Alert readers will quickly note that this expanation of black holes does not
bode well for finding one. How do we detect something that cannot give off any light (or other form of radiation)? You might suggest that we can spot a black hole as it blocks the light of stars that happens to lie behind it. That might work if the black hole hovered near the Earth, but for any black holes that are a respectful distance away in space, the part of the sky it would cover would be so small as to be invisible.
To make matters worse, the sort of black hole that forms from a single
collapsing star would be only 10 or 20 miles across - totally insignificant in size compared to most objects astronomers study and much too small to help a distant black hole hunter on Earth.
The size of a black hole, by the way, is not the size of the collapsing star
remnant. The stuff of the former star does continue to collapse forever inside the black hole. What gives the hole its "size" is a special zone around the star's collapsing core, called the "event horizon." If you are outside this zone, and you have a powerfull rocket, you still have a chance to get away. Once you passed inside this zone, the gravitational pull of the collapsing stuff is so great, nothing you can do can help you from being pulled inexorably to your doom. The name "event horizon" comes from the fact that once objects are inside the zone, events that happen to them can no longer be communicated to the outside world. It is as if a tight "horizon" has been wrapped around the star.
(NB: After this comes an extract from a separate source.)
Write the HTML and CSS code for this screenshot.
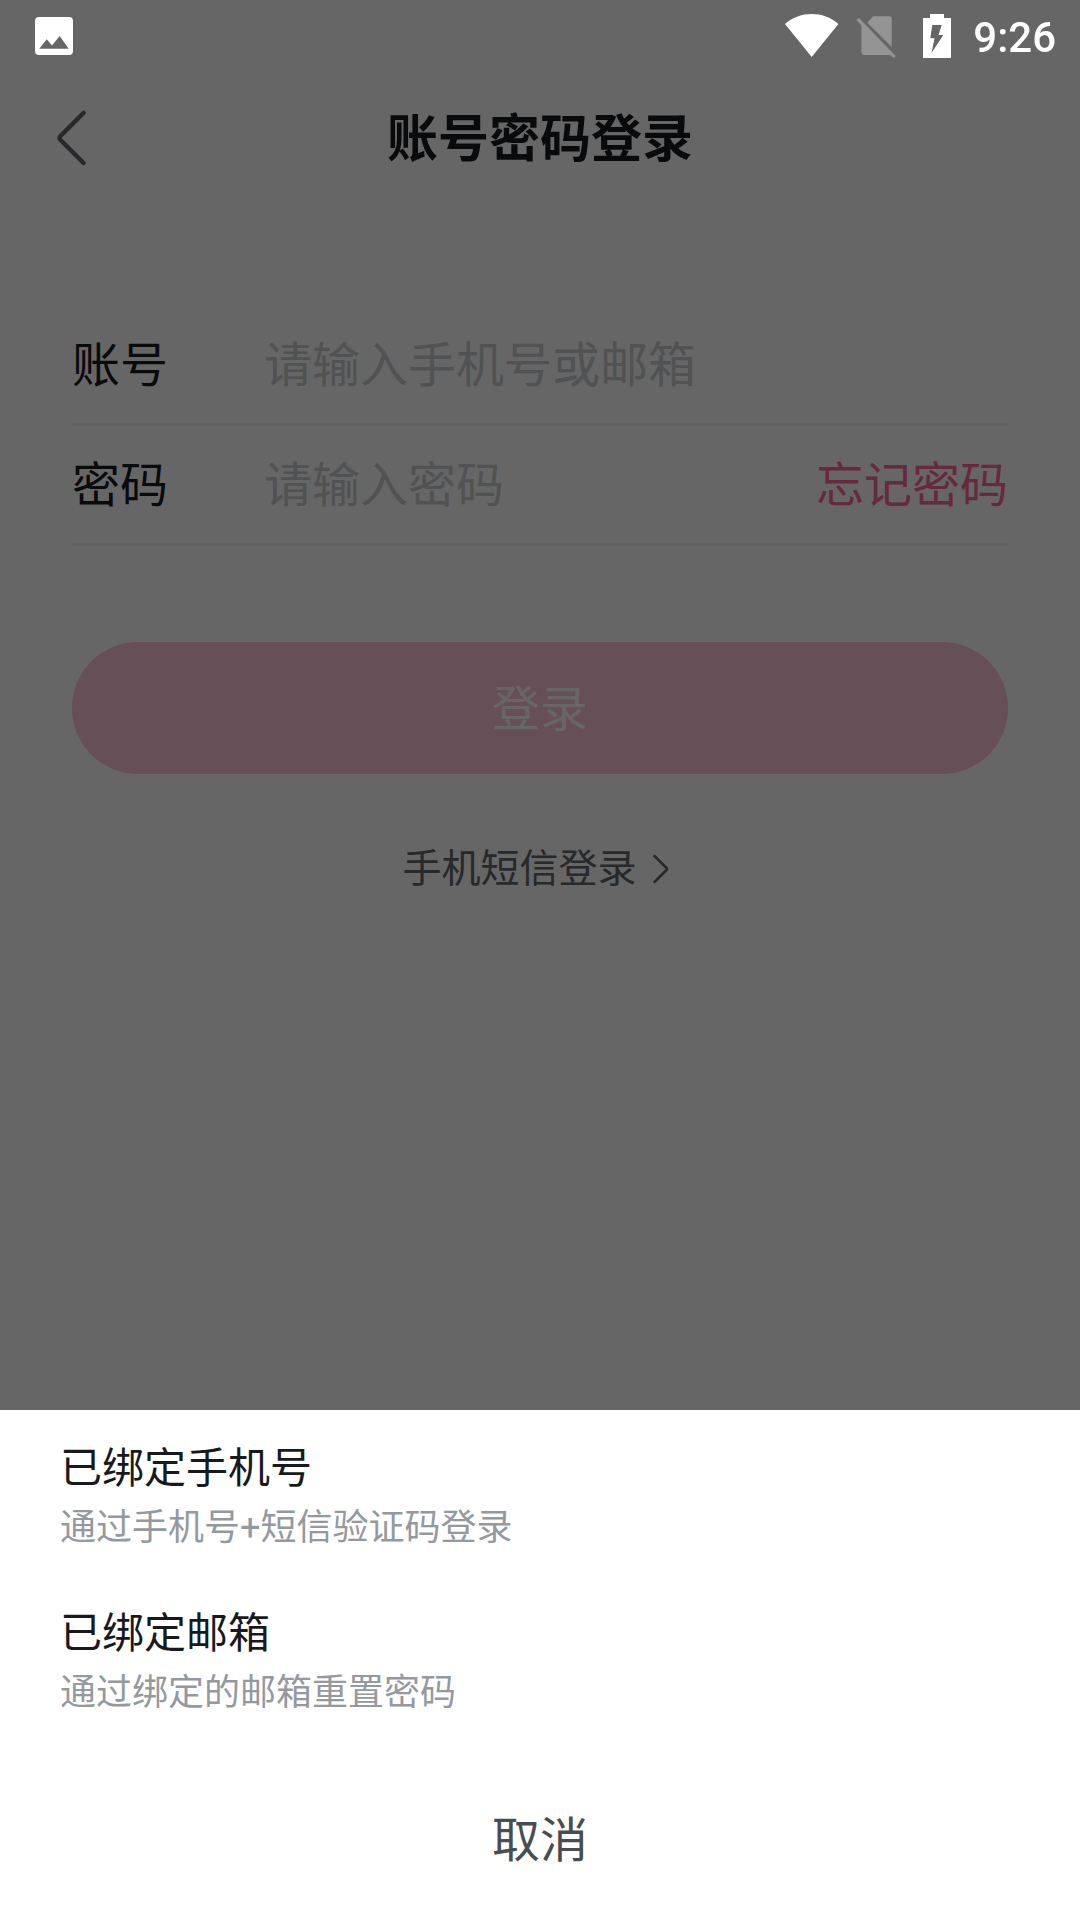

How then could we detect these bizzare objects and verify the strange things
predicted about them? It turns out that far away from a black hole the only way to detect it is to "watch it eating."
If a black hole forms in a single star system, there is very little material
close to the collapsed remnant for its enormous gravity to pull in. But we believe that more than half of the stars form in double, triple or multiple systems. When two stars orbit each other in proximity, and one becomes a black hole, the other one may have some difficult times ahead.
Under the right circumstances, material from the outer regions of the normal
star will begin to flow toward its black hole companion. As particles of this stolen material are pulled into a twisting, whirling stream around the black hole's event horizon, they are heated to enormous temperatures. They quickly become so hot that they glow - not just with visable light, but with far more energetic X-rays. (Of course, all this can be seen only above the event horizon; once the material falls into the horizon, we have no way of ever seeing it again.)
Astronomers began searching in the 1970s for the tell-tale X-rays that
indicate that a black hole is consuming a part of its neighbor star. Since cosmic X-rays are blocked by the Earth's atmosphere, these observations became possible only when we could launch sensitive X-ray telescopes into space. But in the last decade and a half, at least three excellent candidates for a "feeding" black hole have been identified.
Probably the best-known case is called Cygnus X-1, a system in the
constellation of Cygnus the swan, in which we see a normal star that appears to be going around a region of space with nothing visable in it. Smack dab from the middle of that region, we see just the sort of X-rays that reveal the stream of material being sucked into the hole.
While this sort of indirect evidence is not quite as satisfying as seeing a
black hole "up close," for now (and perhaps fortunately) it will have to do. What is intriguing astronomers these days is the posibility that enormous black holes may have formed in crowded regions of space. These may not just eat part of a companion star, but may actually consume many of their neighbor stars eventually. What we would then have is an even larger black hole, able to eat even more of the material in its immediate neighborhood.
In the most populated areas of a galaxy - for example, its center - black
holes may ultimately form that contain the material of a million or billion stars. In recent years, astronomers have begun to see tantalizing evidence from the center of our own galaxy and from violent galaxies in the distant reaches of space indicating that such supermassive black holes may be more common than we ever imagined. If this evidence is further confirmed, we may find that the strange black hole plays an important role not only in the death of a few stars but even in the way entire galaxies of stars evolve.